It has been argued that automation in the workplace tends to be misunderstood. Analysts are keen to point out that, despite myths to the contrary, automation isn’t going to put most people out of work, for instance. Nor is AI going to become a real substitute for actual human intelligence.
These are compelling arguments for rethinking the way we think about automation in general. But you can take the points further if you analyze the impact of automation on specific domains, such as cybersecurity.
Indeed, automation is perhaps nowhere more misunderstood than in the realm of cybersecurity. To prove the point, here are five common myths about automation’s impact on security, and why they’re wrong.
Myth 1: Automation Is Only a Reactive Part of SecOps
If you ask engineers how they can actually add security automations to their workflows, you’ll probably hear answers that focus on writing rules to drive automated remediation of security issues. Maybe you configure your SIEM to block a host that is port-scanning your network, for example.
Automations like these are fundamentally reactive. They can only be used to respond to security incidents that are already in motion. As a result, if you focus on this category of security automation, you may come away with the belief that automation can be used only in a reactive way within SecOps.
That’s not true. While automated security incident response is one use case for security automation, proactive management of security incidents is just as important. Automatically scanning IaC configurations or running networks to detect vulnerabilities is one way to leverage automations proactively, for example. Another is to automate collaboration between developers, IT operations teams, SecOps teams, and other stakeholders in preventing security risks before they turn into active threats.
Myth 2: Security Automation Is Just a New Term for Automated Security Testing
It’s also easy to fall into the trap of believing that the only thing you can do with security automation tools is perform the types of tests and scans that teams were running (often with the assistance of automated testing tools) long before “security automation” became a buzzword.
From this point of view, security automation may seem like just a flashy term to describe established practices, such as SAST, DAST, and container image scanning.
In reality, this is a narrow way to think about use cases for security automation. Again, automation can be used to do things like help manage complex security workflows and optimize collaboration between different stakeholders. These are tasks that were not traditionally automated.

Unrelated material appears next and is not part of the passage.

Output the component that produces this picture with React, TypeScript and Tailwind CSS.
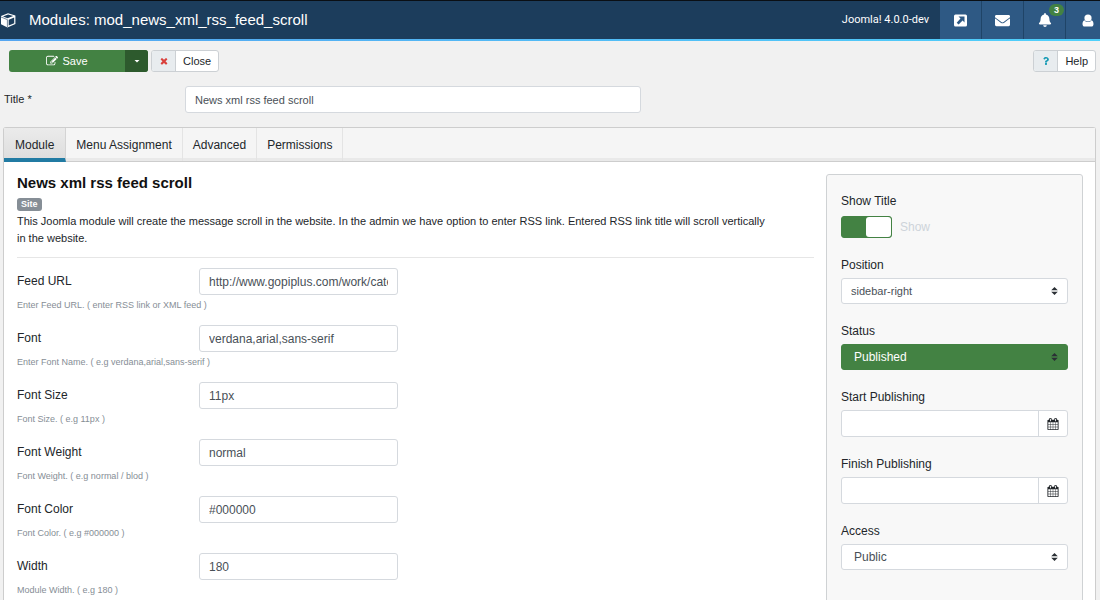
import React, { useState } from "react";
import { FaEnvelope, FaBell, FaQuestion } from "react-icons/fa";

type IconProps = { className?: string };

const CubeIcon = ({ className }: IconProps) => (
  <svg viewBox="0 0 16 16" className={className} aria-hidden="true">
    <path fill="currentColor" d="M8 1.2 15.4 3.6V12L7.4 15.4 1 12.2V4Z" />
    <path fill="#1c3d5c" d="M8.1 2.5 13.2 4.1 7.6 6.3 3 4.5Z" />
    <path fill="#1c3d5c" d="M8.7 7.7 14.2 5.4V11.3L8.7 13.6Z" />
    <path fill="none" stroke="#1c3d5c" strokeWidth="0.6" d="M1 5 7.4 7.6V15" />
  </svg>
);

const EditIcon = ({ className }: IconProps) => (
  <svg viewBox="0 0 1792 1792" fill="currentColor" className={className} aria-hidden="true">
    <path d="M888 1184l116-116-152-152-116 116v56h96v96h56zm440-720q-16-16-33 1l-350 350q-17 17-1 33t33-1l350-350q17-17 1-33zm80 594v190q0 119-84.5 203.5t-203.5 84.5h-832q-119 0-203.5-84.5t-84.5-203.5v-832q0-119 84.5-203.5t203.5-84.5h832q63 0 117 25 15 7 18 23 3 17-9 29l-49 49q-14 14-32 8-23-6-45-6h-832q-66 0-113 47t-47 113v832q0 66 47 113t113 47h832q66 0 113-47t47-113v-126q0-13 9-22l64-64q15-15 35-7t20 29zm-96-738l288 288-672 672h-288v-288zm444 132l-92 92-288-288 92-92q28-28 68-28t68 28l152 152q28 28 28 68t-28 68z" />
  </svg>
);

const CloseIcon = ({ className }: IconProps) => (
  <svg viewBox="0 0 1792 1792" fill="currentColor" className={className} aria-hidden="true">
    <path d="M1490 1322q0 40-28 68l-136 136q-28 28-68 28t-68-28l-294-294-294 294q-28 28-68 28t-68-28l-136-136q-28-28-28-68t28-68l294-294-294-294q-28-28-28-68t28-68l136-136q28-28 68-28t68 28l294 294 294-294q28-28 68-28t68 28l136 136q28 28 28 68t-28 68l-294 294 294 294q28 28 28 68z" />
  </svg>
);

const CalendarIcon = ({ className }: IconProps) => (
  <svg viewBox="0 0 1792 1792" fill="currentColor" className={className} aria-hidden="true">
    <path d="M192 1664h288v-288h-288v288zm352 0h320v-288h-320v288zm-352-352h288v-320h-288v320zm352 0h320v-320h-320v320zm-352-384h288v-288h-288v288zm736 736h320v-288h-320v288zm-384-736h320v-288h-320v288zm768 736h288v-288h-288v288zm-384-352h320v-320h-320v320zm-352-864v-288q0-13-9.5-22.5t-22.5-9.5h-64q-13 0-22.5 9.5t-9.5 22.5v288q0 13 9.5 22.5t22.5 9.5h64q13 0 22.5-9.5t9.5-22.5zm736 864h288v-320h-288v320zm-384-384h320v-288h-320v288zm384 0h288v-288h-288v288zm32-480v-288q0-13-9.5-22.5t-22.5-9.5h-64q-13 0-22.5 9.5t-9.5 22.5v288q0 13 9.5 22.5t22.5 9.5h64q13 0 22.5-9.5t9.5-22.5zm384-64v1280q0 52-38 90t-90 38h-1408q-52 0-90-38t-38-90v-1280q0-52 38-90t90-38h128v-96q0-66 47-113t113-47h64q66 0 113 47t47 113v96h384v-96q0-66 47-113t113-47h64q66 0 113 47t47 113v96h128q52 0 90 38t38 90z" />
  </svg>
);

const ExternalIcon = ({ className }: IconProps) => (
  <svg viewBox="0 0 13 13" className={className} aria-hidden="true">
    <rect width="13" height="12" y="0.5" rx="1.5" fill="currentColor" />
    <path d="M4.5 2.5H10.5V8.5L8.6 6.6 4.6 10.6 2.7 8.7 6.5 4.6Z" fill="#2e5984" />
  </svg>
);

const UserIcon = ({ className }: IconProps) => (
  <svg viewBox="0 0 12 13" fill="currentColor" className={className} aria-hidden="true">
    <circle cx="6" cy="4" r="3.6" />
    <path d="M2.6 6.2C1.2 6.4 0.5 8 0.5 10 0.5 11.6 1.3 12.6 2.8 12.6H9.2C10.7 12.6 11.5 11.6 11.5 10 11.5 8 10.8 6.4 9.4 6.2 8.5 7.6 7.3 8.1 6 8.1S3.5 7.6 2.6 6.2Z" />
  </svg>
);

const BellIcon = FaBell;

const SortIcon = ({ className }: IconProps) => (
  <svg viewBox="0 0 7 8" fill="currentColor" className={className} aria-hidden="true">
    <path d="M3.5 0 6.8 3.2H0.2ZM3.5 8 0.2 4.8H6.8Z" />
  </svg>
);

const tabs = ["Module", "Menu Assignment", "Advanced", "Permissions"];

const fields = [
  { id: "feed-url", label: "Feed URL", value: "http://www.gopiplus.com/work/category/joomla/feed/", hint: "Enter Feed URL. ( enter RSS link or XML feed )" },
  { id: "font", label: "Font", value: "verdana,arial,sans-serif", hint: "Enter Font Name. ( e.g verdana,arial,sans-serif )" },
  { id: "font-size", label: "Font Size", value: "11px", hint: "Font Size. ( e.g 11px )" },
  { id: "font-weight", label: "Font Weight", value: "normal", hint: "Font Weight. ( e.g normal / blod )" },
  { id: "font-color", label: "Font Color", value: "#000000", hint: "Font Color. ( e.g #000000 )" },
  { id: "width", label: "Width", value: "180", hint: "Module Width. ( e.g 180 )" },
];

const headerButton =
  "relative flex w-[42px] shrink-0 items-center justify-center border-r border-[#1f4467] bg-[#2e5984]";

function SelectField({ id, label, options, look }: { id: string; label: string; options: string[]; look: string }) {
  return (
    <div>
      <label htmlFor={id} className="block leading-4">{label}</label>
      <div className="relative mt-[5px]">
        <select id={id} className={"block h-[26px] w-full appearance-none rounded-[3px] border outline-none " + look}>
          {options.map((o) => (
            <option key={o}>{o}</option>
          ))}
        </select>
        <SortIcon className="pointer-events-none absolute top-[9px] right-[10px] h-2 w-[7px] text-[#2b3035]" />
      </div>
    </div>
  );
}

function DateField({ id, label }: { id: string; label: string }) {
  return (
    <div>
      <label htmlFor={id} className="block leading-4">{label}</label>
      <div className="mt-[5px] flex h-[27px] overflow-hidden rounded-[3px] border border-[#d5d9de] bg-white">
        <input id={id} type="text" className="min-w-0 flex-1 px-2 outline-none" />
        <button type="button" aria-label={label + " calendar"} className="flex w-[29px] items-center justify-center border-l border-[#d5d9de]">
          <CalendarIcon className="size-3 text-[#22262a]" />
        </button>
      </div>
    </div>
  );
}

export default function App() {
  const [active, setActive] = useState("Module");
  return (
    <div className="flex h-screen flex-col overflow-hidden bg-[#f1f1f1] font-['Liberation_Sans',Arial,sans-serif] text-xs text-[#22262a]">
      <header className="shrink-0 bg-linear-to-r from-[#55a5f0] to-[#4fd0fa] pb-[2px] text-white">
        <div className="flex h-[39px] border-t border-[#0a0f14] bg-[#1c3d5c]">
          <div className="flex flex-1 items-center gap-[13px]">
            <CubeIcon className="size-4" />
            <h1 className="text-[15px]">Modules: mod_news_xml_rss_feed_scroll</h1>
          </div>
          <span className="flex items-center pr-[11px] font-[Roboto,'Liberation_Sans',sans-serif] text-[11px]">Joomla! 4.0.0-dev</span>
          <nav className="flex">
            <button type="button" aria-label="Preview" className={headerButton}><ExternalIcon className="size-[13px]" /></button>
            <button type="button" aria-label="Messages" className={headerButton}><FaEnvelope className="size-[15px]" /></button>
            <button type="button" aria-label="Notifications" className={headerButton}>
              <BellIcon className="size-[14px]" />
              <span className="absolute top-[3px] right-[1px] rounded-full bg-[#438243] px-[5px] text-[9px] leading-3 font-bold">3</span>
            </button>
            <button type="button" aria-label="User" className="flex w-[34px] items-center justify-end bg-[#2e5984] pr-[6px]">
              <UserIcon className="h-[13px] w-3" />
            </button>
          </nav>
        </div>
      </header>

      <div className="flex shrink-0 items-center gap-[3px] pt-[9px] pr-1 pl-[9px] text-[11px]">
        <div className="flex h-[22px] overflow-hidden rounded-[3px] bg-[#438243] text-white">
          <button type="button" className="flex w-[116px] items-center justify-center gap-1"><EditIcon className="size-3" />Save</button>
          <button type="button" aria-label="More save options" className="flex w-[23px] items-center justify-center bg-[#2d5a2d]">
            <svg viewBox="0 0 6 3" className="h-[3px] w-[6px]" aria-hidden="true"><path d="M0.5 0H5.5L3 2.6Z" fill="currentColor" /></svg>
          </button>
        </div>
        <button type="button" className="flex h-[22px] items-stretch overflow-hidden rounded-[3px] border border-[#ccd0d4] bg-white">
          <span className="flex w-6 items-center justify-center border-r border-[#ccd0d4] bg-[#e8ecef]"><CloseIcon className="size-[10px] text-[#d9413d]" /></span>
          <span className="flex items-center px-[7px]">Close</span>
        </button>
        <button type="button" className="ml-auto flex h-[22px] items-stretch overflow-hidden rounded-[3px] border border-[#ccd0d4] bg-white">
          <span className="flex w-6 items-center justify-center border-r border-[#ccd0d4] bg-[#e8ecef]"><FaQuestion className="size-2 text-[#189bb5]" /></span>
          <span className="flex items-center px-[7px]">Help</span>
        </button>
      </div>

      <div className="mt-[14px] flex shrink-0 items-center pl-1">
        <label htmlFor="title" className="w-[181px] text-[11px]">Title *</label>
        <input id="title" defaultValue="News xml rss feed scroll" className="h-[27px] w-[456px] rounded-[3px] border border-[#d5d9de] bg-white px-[9px] text-[11px] text-[#495057] outline-none" />
      </div>

      <div className="mt-[14px] mr-1 ml-[3px] flex min-h-0 flex-1 flex-col rounded-t-[3px] border border-b-0 border-[#cdcdcd] bg-white">
        <div role="tablist" className="flex h-[34px] shrink-0 border-b border-[#cdcdcd] bg-[#f5f5f5] shadow-[inset_0_-3px_0_#e9e9e9]">
          {tabs.map((t) => (
            <button
              key={t}
              type="button"
              role="tab"
              aria-selected={t === active}
              onClick={() => setActive(t)}
              className={
                t === active
                  ? "h-[34px] border-r border-b-4 border-r-[#d4d4d4] border-b-[#217ba3] bg-linear-to-b from-[#ebebeb] to-[#dedede] px-[11px] pt-1"
                  : "border-r border-[#e4e4e4] px-[10px]"
              }
            >
              {t}
            </button>
          ))}
        </div>

        <div className="flex items-start gap-3 pt-3 pr-3 pl-[13px]">
          <main className="min-w-0 flex-1">
            <h2 className="text-[15px] leading-[18px] font-bold text-[#111]">News xml rss feed scroll</h2>
            <span className="mt-[6px] block w-fit rounded-[3px] bg-[#868e96] px-1 text-[9px] leading-[13px] font-bold text-white">Site</span>
            <p className="mt-[2px] text-[11px] leading-[17px]">
              This Joomla module will create the message scroll in the website. In the admin we have option to enter RSS link. Entered RSS link title will scroll vertically
              <br />
              in the website.
            </p>
            <hr className="mt-[10px] mb-[10px] border-[#e6e6e6]" />
            {fields.map((f) => (
              <div key={f.id} className="h-[57px]">
                <div className="flex">
                  <label htmlFor={f.id} className="w-[182px] pt-[5px] leading-4">{f.label}</label>
                  <input id={f.id} defaultValue={f.value} className="h-[27px] w-[199px] rounded-[3px] border border-[#d5d9de] bg-white px-[9px] text-[#495057] outline-none" />
                </div>
                <small className="mt-[3px] block text-[9px] leading-[14px] text-[#868e96]">{f.hint}</small>
              </div>
            ))}
          </main>

          <aside className="flex h-[500px] w-[257px] shrink-0 flex-col gap-[19px] rounded-[3px] border border-[#cfd2d4] bg-[#f8f8f8] px-[14px] pt-[18px]">
            <div>
              <span className="block leading-4">Show Title</span>
              <label className="mt-[7px] flex w-fit items-center gap-2">
                <input type="checkbox" aria-label="Show Title" defaultChecked className="peer sr-only" />
                <span className="flex h-[22px] w-[51px] justify-end rounded-[3px] border border-[#438243] bg-[#438243]">
                  <span className="w-[25px] rounded-[3px] bg-white" />
                </span>
                <span className="text-[#ced4da]">Show</span>
              </label>
            </div>
            <SelectField id="position" label="Position" options={["sidebar-right"]} look="border-[#d5d9de] bg-white px-[9px] text-[11px] text-[#495057]" />
            <SelectField id="status" label="Status" options={["Published", "Unpublished", "Trashed"]} look="border-[#438243] bg-[#438243] px-3 text-white" />
            <DateField id="start" label="Start Publishing" />
            <DateField id="finish" label="Finish Publishing" />
            <SelectField id="access" label="Access" options={["Public", "Registered", "Special"]} look="border-[#d5d9de] bg-white px-3 text-[#495057]" />
          </aside>
        </div>
      </div>
    </div>
  );
}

So, while scanning and testing may be one example of a security automation use case, it’s hardly the only one.
Myth 3: Only Enterprises Need Security Automation
If you do SecOps work for a small business, you may believe that you don’t operate on the scale at which security automation becomes necessary. Only enterprises with thousands of endpoints and sprawling teams need automation, right?
Wrong. While contending with large-scale environments may be one reason to embrace automation, businesses of all sizes face challenges related to other forms of scale when it comes to security.
For instance, there are about 1 billion known types of malware in existence, and they imperil businesses of all sizes equally. Whether you’re a SecOps team of 1 or 100, you need security automation to manage risks on this scale.
Myth 4: Automation Will Replace Skilled Security Professionals
As with any form of automation, the doom-and-gloomers among us may believe that security automation is going to kill jobs and make highly skilled humans irrelevant.
Hardly! Any business that attempts to automate security will quickly find that most high-stakes security issues are far too complex to be detected and remediated by automation tools alone.
Sure, security automations may be able to do things like alert you about an insecure access control policy or adjust firewall rules to block malicious traffic.
But they are not going to deliver nuanced insight about the business impact of a large-scale breach or identify the latest and greatest emerging threats from the dark web. Human security professionals need to take the lead in that type of work.
Myth 5: You Should Automate All Security Processes
Relatedly, it’s a myth that you should strive to automate every process related to security within your organization.
You should automate routine, repetitive tasks that are not subject to much conditional variance. But workflows that can’t be reliably managed by automation tools, such as assessing the financial consequences of a breach or determining whether a security incident should trigger an application rollback, should remain the domain of humans, who can make complex security decisions that the bots just can’t.
Take A Realistic Approach to Security Automation
Instead of thinking about security automation as a form of technology that will change everything we know about SecOps, a more realistic perspective is to view automation as a way to improve some aspects of SecOps.
Just as important, remember that security automation is not only a way to react to breaches or perform automated testing. It can also be used to shape the way organizations assess risks, communicate about security issues, and so on.